Esclavo de sus palabras

"Aquí no va a haber ni amnistías ni indultos, eso está prohibido", dijo Santos el año pasado.

En la Casa de Nariño se preguntan con algo de razón por qué una bandera tan atractiva como la paz se ha estrellado con un muro de escepticismo en la opinión pública. La principal causa de tanto recelo es la rabia acumulada contra las Farc tras años de masacres, secuestros masivos, reclutamiento de menores, extorsión y narcotráfico, practicados por ‘Timochenko’ y sus hombres de manera tan sistemática como por sus pares paramilitares.

Pero ese no es el único motivo. Entre millones de colombianos se ha instalado la idea de que el Gobierno está cediendo más de la cuenta y ha retrocedido algunas de sus líneas rojas en la mesa. Lo he repetido en esta columna: el presidente Juan Manuel Santos hizo lo correcto al intentar, a partir del 2012, una salida negociada con las Farc. Este grupo había recibido durísimas derrotas militares durante el doble mandato de Álvaro Uribe y los primeros meses de Santos. Era una oportunidad razonable para sacarlo de la violencia. Pero la negociación ha tardado mucho más de lo previsto.
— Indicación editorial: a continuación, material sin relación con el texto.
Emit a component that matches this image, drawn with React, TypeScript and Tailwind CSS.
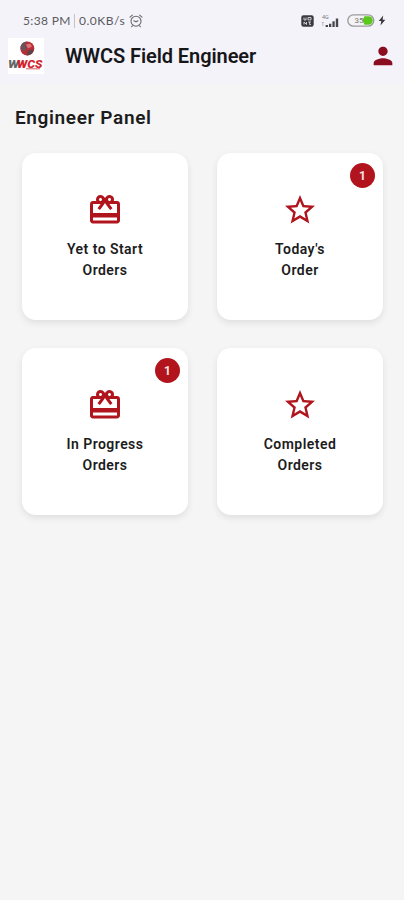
import React from 'react';
import { MdCardGiftcard, MdPerson, MdStarBorder } from 'react-icons/md';

interface OrderCardProps {
  icon: React.ReactNode;
  lines: [string, string];
  count?: number;
}

const OrderCard = ({ icon, lines, count }: OrderCardProps) => {
  return (
    <button className="relative flex h-[167px] w-[166px] flex-col items-center rounded-[14px] bg-white pt-[39px] shadow-[0_3px_7px_rgba(0,0,0,0.09)]">
      <span className="text-[#b0141c]">{icon}</span>
      <span className="mt-[11px] text-center text-[14px] leading-[21px] font-semibold tracking-[0.45px] text-[#1c1c1c]">
        {lines[0]}
        <br />
        {lines[1]}
      </span>
      {count !== undefined && (
        <span className="absolute top-[10px] right-[8px] flex h-[25px] w-[25px] items-center justify-center rounded-full bg-[#b2141e] text-[12px] font-bold text-[#f6e4e5]">
          {count}
        </span>
      )}
    </button>
  );
};

const AlarmIcon = () => (
  <svg className="ml-[3px] h-[14px] w-[14px]" viewBox="0 0 14 14" fill="none" stroke="#6a6a6e" strokeWidth="1.1" strokeLinecap="round">
    <circle cx="7" cy="7.2" r="5" />
    <path d="M1 3.2 3.4 1.2M13 3.2 10.6 1.2M4.8 6.8 7 7.8 9 6.8M3.4 11.8l-.8.8M10.6 11.8l.8.8" />
  </svg>
);

const VolteIcon = () => (
  <svg className="h-[12px] w-[13px]" viewBox="0 0 13 12">
    <rect x="0.3" y="0.3" width="12.4" height="11.4" rx="2.2" fill="#3a3a3e" />
    <path d="M3 2.5v2.5h2V2.5M7 2.5h3v2.4H7zM3 9.5V7l2.5 2.5V7M7.3 7H10M8.6 7v2.6H10" fill="none" stroke="#dcdce2" strokeWidth="0.9" />
  </svg>
);

const SignalIcon = () => (
  <svg className="ml-[7px] h-[14px] w-[19px]" viewBox="0 0 19 14">
    <text x="1" y="5" fontSize="5.5" fill="#77777b">4G</text>
    <path d="M.8 8.5h2M1.8 8v4" stroke="#b4b4b9" strokeWidth="0.9" />
    <path d="M4.6 11h2.4v2H4.6zM8 9.8h2.3V13H8zM11.4 7.2h2.3V13h-2.3zM14.8 4.5h2.4V13h-2.4z" fill="#48484c" />
  </svg>
);

const BatteryIcon = () => (
  <svg className="ml-[7px] h-[13px] w-[28px]" viewBox="0 0 28 13">
    <rect x="0.8" y="0.8" width="26" height="11.4" rx="5.7" fill="#f4f4f6" stroke="#9b9b9f" strokeWidth="1.3" />
    <path d="M15.5 6.5 17.5 2.2h4a4.3 4.3 0 0 1 0 8.6h-4z" fill="#5bc91c" />
    <text x="7.5" y="9.4" fontSize="8" fill="#77777b">35</text>
  </svg>
);

const Logo = () => (
  <svg className="h-[36px] w-[36px] bg-white" viewBox="0 0 36 36">
    <circle cx="19.3" cy="10.5" r="7" fill="#b92c35" />
    <path d="M12.6 8.5a7 7 0 0 1 6.4-5l-2 4 2 2-3 4-3-2z" fill="#66545a" />
    <path d="M20 12.5l5.7-1a7 7 0 0 1-7 6z" fill="#55464c" />
    <path d="M18 6.5l4-1 2 3-4 2z" fill="#df7478" />
    <g fontFamily="Roboto, sans-serif" fontSize="11.5" fontWeight="900" fontStyle="italic">
      <text x="0" y="30" textLength="11" lengthAdjust="spacingAndGlyphs" fill="#66666a">W</text>
      <text x="9" y="30" textLength="25.5" lengthAdjust="spacingAndGlyphs" fill="#d3202b">WCS</text>
    </g>
    <path d="M18 30.8h14" stroke="#cf5057" strokeWidth="0.9" />
  </svg>
);

const StatusBar = () => (
  <div className="flex h-[38px] items-center pt-[3px] pr-[18px] pl-[23px]">
    <div className="flex items-center text-[12px] text-[#5a5a5e]">
      <span className="w-[48px] font-['Lato',sans-serif] tracking-[0.35px] whitespace-nowrap">5:38 PM</span>
      <span className="ml-[3px] h-[14px] w-px bg-[#c2c2c7]" />
      <span className="ml-[4px] w-[47px] font-['Lato',sans-serif] tracking-[0.5px] whitespace-nowrap">0.0KB/s</span>
      <AlarmIcon />
    </div>
    <div className="ml-auto flex items-center">
      <VolteIcon />
      <SignalIcon />
      <BatteryIcon />
      <svg className="ml-[3px] h-[11px] w-[8px]" viewBox="0 0 8 11">
        <path d="M5.2 0.5.7 6h2.6l-.8 4.5L7.3 4.7H4.6z" fill="#38383c" />
      </svg>
    </div>
  </div>
);

export default function App() {
  return (
    <div className="min-h-[900px] w-[404px] bg-[#f5f5f5] font-['Roboto',sans-serif]">
      <header className="h-[84px] bg-[#f4f3fa]">
        <StatusBar />
        <div className="flex h-[36px] items-center pr-[7px] pl-[8px]">
          <Logo />
          <h1 className="ml-[21px] text-[20px] leading-[36px] font-semibold tracking-[-0.08px] whitespace-nowrap text-[#17171a]">
            WWCS Field Engineer
          </h1>
          <MdPerson className="ml-auto text-[#8a0d20]" size={28} />
        </div>
      </header>
      <main>
        <h2 className="pt-[20px] pl-[15px] text-[19px] leading-[28px] font-semibold tracking-[0.63px] text-[#1c1c1c]">
          Engineer Panel
        </h2>
        <div className="mt-[21px] grid w-fit grid-cols-2 gap-x-[29px] gap-y-[28px] pl-[22px]">
          <OrderCard icon={<MdCardGiftcard size={36} />} lines={['Yet to Start', 'Orders']} />
          <OrderCard icon={<MdStarBorder size={36} />} lines={["Today's", 'Order']} count={1} />
          <OrderCard icon={<MdCardGiftcard size={36} />} lines={['In Progress', 'Orders']} count={1} />
          <OrderCard icon={<MdStarBorder size={36} />} lines={['Completed', 'Orders']} />
        </div>
      </main>
    </div>
  );
}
En esto radica uno de los líos: la demora exaspera a la opinión y ya obligó al Presidente a tragarse sus palabras. En un discurso televisado en septiembre del 2012, al anunciar el arranque formal de la mesa, Santos sostuvo que las conversaciones “se medirán en meses, no en años”. Durante el congreso del Partido Verde el 2 de diciembre de ese año lo reiteró: “Esto no puede ser un proceso de años, sino de meses. Es decir que esto debe durar no más allá del año entrante (2013), noviembre del año entrante a más tardar, diría que antes”. Tres años después de ese discurso, la fecha límite, aplazada varias veces, está para marzo del 2016.
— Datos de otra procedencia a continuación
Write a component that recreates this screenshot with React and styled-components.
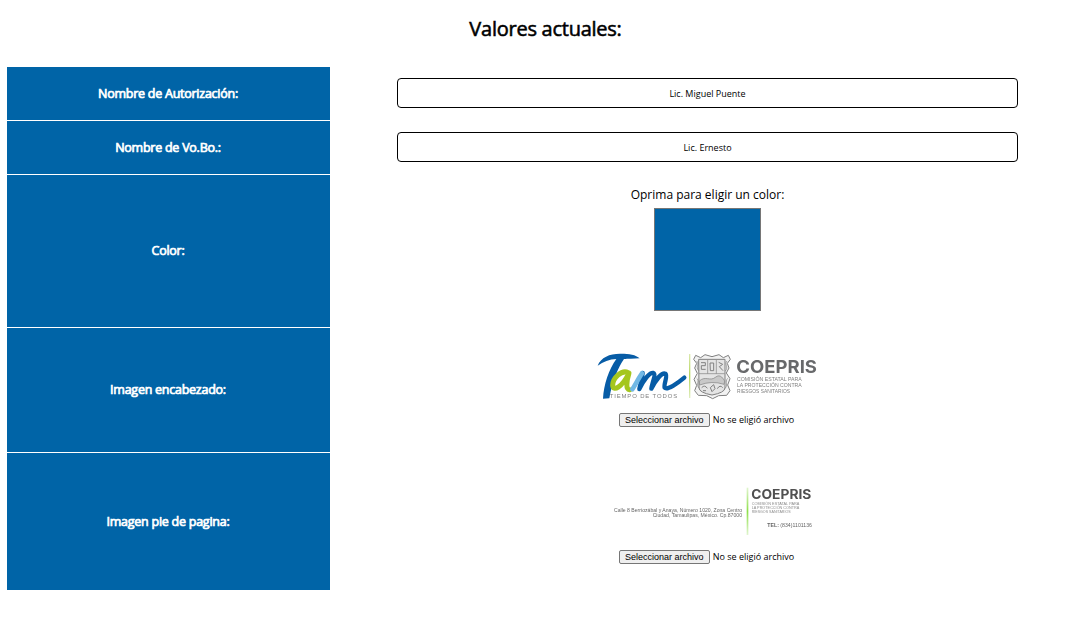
import React from "react";
import styled, { createGlobalStyle } from "styled-components";

const BLUE = "#0064a7";

const GlobalStyle = createGlobalStyle`
  body {
    margin: 0;
    background: #fff;
    color: #000;
    font-family: "Open Sans", "Noto Sans", sans-serif;
  }
`;

const Page = styled.main`
  box-sizing: border-box;
  width: 1089px;
  height: 633px;
  padding: 14px 4px 0 7px;
  overflow: hidden;
`;

const Title = styled.h1`
  margin: 0 0 23px;
  padding-right: 1px;
  height: 30px;
  font-size: 20px;
  line-height: 30px;
  font-weight: 400;
  letter-spacing: -0.25px;
  text-align: center;
  -webkit-text-stroke: 0.55px #000;
`;

const Row = styled.section`
  display: grid;
  grid-template-columns: 323px 1fr;
  height: ${(p) => p.$height}px;
`;

const Label = styled.div`
  box-sizing: border-box;
  display: flex;
  align-items: center;
  justify-content: center;
  padding: 0 1px 1px 0;
  background: ${BLUE};
  color: #fff;
  font-size: 12.5px;
  letter-spacing: -0.25px;
  border-bottom: ${(p) => (p.$last ? "0" : "1px solid #fff")};
  -webkit-text-stroke: 0.7px #fff;
`;

const Cell = styled.div`
  display: flex;
  flex-direction: column;
  align-items: center;
  padding-top: ${(p) => p.$top}px;
`;

const TextInput = styled.input`
  box-sizing: border-box;
  width: 621px;
  height: 30px;
  padding: 0 8px;
  border: 1px solid #000;
  border-radius: 4px;
  background: #fff;
  color: #000;
  font: 9px "Open Sans", sans-serif;
  text-align: center;
`;

const Hint = styled.span`
  height: 18px;
  margin-bottom: 4px;
  font-size: 12px;
  line-height: 18px;
`;

const Swatch = styled.button`
  box-sizing: border-box;
  width: 107px;
  height: 103px;
  padding: 0;
  border: 1px solid #767676;
  background: ${BLUE};
`;

const FileRow = styled.div`
  display: flex;
  align-items: center;
  gap: 3px;
  height: 14px;
  margin-top: ${(p) => p.$top}px;
  padding-right: 2px;
  font-size: 9px;
  line-height: 12px;
  white-space: nowrap;
`;

const FileButton = styled.button`
  box-sizing: border-box;
  width: 91px;
  height: 14px;
  padding: 0;
  border: 1px solid #767676;
  border-radius: 2px;
  background: #efefef;
  color: #000;
  font: 9px/11px "Liberation Sans", Arial, sans-serif;
`;

const Artwork = styled.svg`
  display: block;
  overflow: visible;
  font-family: "Liberation Sans", Arial, sans-serif;
  filter: blur(${(p) => p.$soften}px);
`;

function FilePicker({ top }) {
  return (
    <FileRow $top={top}>
      <FileButton>Seleccionar archivo</FileButton>
      <span>No se eligió archivo</span>
    </FileRow>
  );
}

function HeaderLogo() {
  return (
    <Artwork $soften={0.25} width="235" height="60" viewBox="0 0 705 180">
      <defs>
        <linearGradient id="rule" x1="0" y1="0" x2="0" y2="1">
          <stop offset="0" stopColor="#dbe8ae" />
          <stop offset=".5" stopColor="#b5d65a" />
          <stop offset="1" stopColor="#e0edc0" />
        </linearGradient>
      </defs>
      <path
        d="M23 62C33 36 61 25 94 26C117 26 138 29 149 40C131 42 112 40 102 42C85 67 68 104 58 160L39 161C41 119 57 72 79 42C58 43 40 50 23 62Z"
        fill="#075ca6"
      />
      <g fill="none" strokeLinecap="round" strokeLinejoin="round">
        <path d="M115 83C94 73 68 100 68 121C69 140 95 129 117 84C109 110 107 135 119 134" stroke="#a5c61e" strokeWidth="15" />
        <path
          d="M158 84C156 104 150 120 148 132C160 108 178 82 190 84C199 88 186 114 184 131C197 106 215 82 226 86C235 92 220 117 224 128C231 137 264 114 283 98"
          stroke="#075ca6"
          strokeWidth="13"
        />
        <path d="M127 133C136 119 146 99 156 85" stroke="#71b8e5" strokeWidth="14" />
      </g>
      <text x="59" y="158" fontSize="17" fill="#808080" letterSpacing="2.5" textLength="205" lengthAdjust="spacingAndGlyphs">TIEMPO DE TODOS</text>
      <rect x="297" y="27" width="4" height="132" fill="url(#rule)" />
      <g fill="none" stroke="#808080" strokeWidth="3" strokeLinejoin="round">
        <path
          d="M317 31L332 38L345 29L366 35L387 29L400 38L415 31L421 43L412 55L417 69L409 84L420 101L413 120L420 137L410 151L386 152L368 161L350 152L325 151L314 137L320 121L312 103L322 85L314 69L320 55L311 43Z"
          fill="#f2f2f2"
        />
        <path d="M326 43H405V129Q404 143 366 150Q328 143 327 129Z" fill="#e4e4e4" />
        <path d="M327 86H404M353 45V86M379 45V86" strokeWidth="2" />
        <path d="M328 108C346 91 360 110 376 97S400 103 404 108L402 118Q366 106 329 120Z" fill="#c8c8c8" strokeWidth="2" />
        <path d="M333 53H346V62H334V73H347M360 54H371V77H361ZM386 52L398 58L388 65L399 77" strokeWidth="3" />
        <path d="M335 128Q344 118 352 130M339 137H348M361 128L371 119L375 131L366 140ZM382 131Q390 118 398 128" strokeWidth="3" />
        <path d="M320 48C330 57 315 65 326 77M411 48C402 57 417 66 406 78M320 100C330 106 316 119 328 130M413 100C403 110 417 122 403 132" strokeWidth="2" />
      </g>
      <text x="439" y="85" fontFamily="Inter, sans-serif" fontSize="53" fontWeight="700" fill="#68696b" textLength="242" lengthAdjust="spacingAndGlyphs">COEPRIS</text>
      <g fontSize="14.5" fill="#808080">
        <text x="441" y="108" textLength="194" lengthAdjust="spacingAndGlyphs">COMISIÓN ESTATAL PARA</text>
        <text x="441" y="126" textLength="194" lengthAdjust="spacingAndGlyphs">LA PROTECCIÓN CONTRA</text>
        <text x="441" y="143" textLength="159" lengthAdjust="spacingAndGlyphs">RIESGOS SANITARIOS</text>
      </g>
    </Artwork>
  );
}

function FooterLogo() {
  return (
    <Artwork $soften={0.35} width="205" height="60" viewBox="0 0 615 180">
      <defs>
        <linearGradient id="footerRule" x1="0" y1="0" x2="0" y2="1">
          <stop offset="0" stopColor="#e1f5d0" />
          <stop offset=".5" stopColor="#8fe04a" />
          <stop offset="1" stopColor="#e1f5d0" />
        </linearGradient>
      </defs>
      <g fontSize="15" fill="#666">
        <text x="27" y="95" textLength="384" lengthAdjust="spacingAndGlyphs">Calle 8 Berriozábal y Anaya, Número 1020, Zona Centro</text>
        <text x="143" y="111" textLength="268" lengthAdjust="spacingAndGlyphs">Ciudad, Tamaulipas, México. Cp.87000</text>
      </g>
      <rect x="425" y="23" width="5" height="142" fill="url(#footerRule)" />
      <text x="439" y="56" fontFamily="Inter, sans-serif" fontSize="39" fontWeight="700" fill="#505050" textLength="180" lengthAdjust="spacingAndGlyphs">COEPRIS</text>
      <g fontSize="11" fill="#8c8c8c">
        <text x="440" y="74" textLength="143" lengthAdjust="spacingAndGlyphs">COMISIÓN ESTATAL PARA</text>
        <text x="440" y="87" textLength="143" lengthAdjust="spacingAndGlyphs">LA PROTECCIÓN CONTRA</text>
        <text x="440" y="100" textLength="117" lengthAdjust="spacingAndGlyphs">RIESGOS SANITARIOS</text>
      </g>
      <text x="487" y="142" fontSize="15" fill="#666" textLength="134" lengthAdjust="spacingAndGlyphs">
        <tspan fontWeight="700">TEL:</tspan> (834)1101136
      </text>
    </Artwork>
  );
}

export default function App() {
  return (
    <>
      <GlobalStyle />
      <Page>
        <Title>Valores actuales:</Title>
        <Row $height={54}>
          <Label>Nombre de Autorización:</Label>
          <Cell $top={11}>
            <TextInput defaultValue="Lic. Miguel Puente" aria-label="Nombre de Autorización" />
          </Cell>
        </Row>
        <Row $height={54}>
          <Label>Nombre de Vo.Bo.:</Label>
          <Cell $top={11}>
            <TextInput defaultValue="Lic. Ernesto" aria-label="Nombre de Vo.Bo." />
          </Cell>
        </Row>
        <Row $height={153}>
          <Label>Color:</Label>
          <Cell $top={11}>
            <Hint>Oprima para eligir un color:</Hint>
            <Swatch aria-label="Color" />
          </Cell>
        </Row>
        <Row $height={125}>
          <Label>Imagen encabezado:</Label>
          <Cell $top={17}>
            <HeaderLogo />
            <FilePicker top={8} />
          </Cell>
        </Row>
        <Row $height={137}>
          <Label $last>Imagen pie de pagina:</Label>
          <Cell $top={27}>
            <FooterLogo />
            <FilePicker top={10} />
          </Cell>
        </Row>
      </Page>
    </>
  );
}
En esa alocución televisada de septiembre del 2012, al describir el acuerdo inicial para instalar la mesa –considerado por el propio Gobierno como la hoja de ruta de la negociación–, Santos nunca habló de refrendar los acuerdos por una votación popular. Al contrario, el Presidente dio un paso al frente: “La responsabilidad de esta decisión recaerá sobre mis hombros y sobre los de nadie más”. Meses más tarde, el 16 de enero del 2013, habló por primera vez de “una fórmula para refrendar popularmente cualquier acuerdo”.

Habló de refrendar, lo que implicaba una votación de sí o no sobre varias normas legales surgidas de la negociación. La ley dice que el referendo es una “convocatoria que se hace al pueblo para que apruebe o rechace un proyecto de norma jurídica…”. Ahora, el Gobierno y sus mayorías en el Congreso están sacando adelante algo muy distinto: un plebiscito, un sí o no global a los acuerdos. Con una trampa: para garantizar que no se hunda, bajan el umbral de votos requeridos al 13 por ciento del censo electoral, unos 4,4 millones de votos. ¡Esa fue la votación del plebiscito de 1957 que estableció el Frente Nacional, cuando el país tenía un tercio de la población de hoy y el censo electoral, al que acababan de ingresar las mujeres, era de una cuarta parte! El mamarracho de plebiscito propuesto ahora resta credibilidad al proceso y genera más rechazo.

Hay otro ejemplo de cambio de lenguaje –y de reglas– del proceso. El 16 de junio del año pasado, en una entrevista con Ángela Patricia Janiot, de CNN, Santos dijo de modo tajante: “Aquí no va a haber ni amnistías ni indultos. Eso está hoy prohibido (…). En el mundo de hoy, eso simple y llanamente está vetado, prohibido por la legislación, por la misma característica de la justicia transicional”. Hace ocho días, el Gobierno indultó por decreto a 30 guerrilleros de las Farc, como “un gesto para la construcción de confianza”. De pronto era necesario para que avance la negociación, pero esos cambios en las reglas no ayudan. El Presidente debe recordar que, como todos en este mundo, es dueño de sus silencios y esclavo de sus palabras.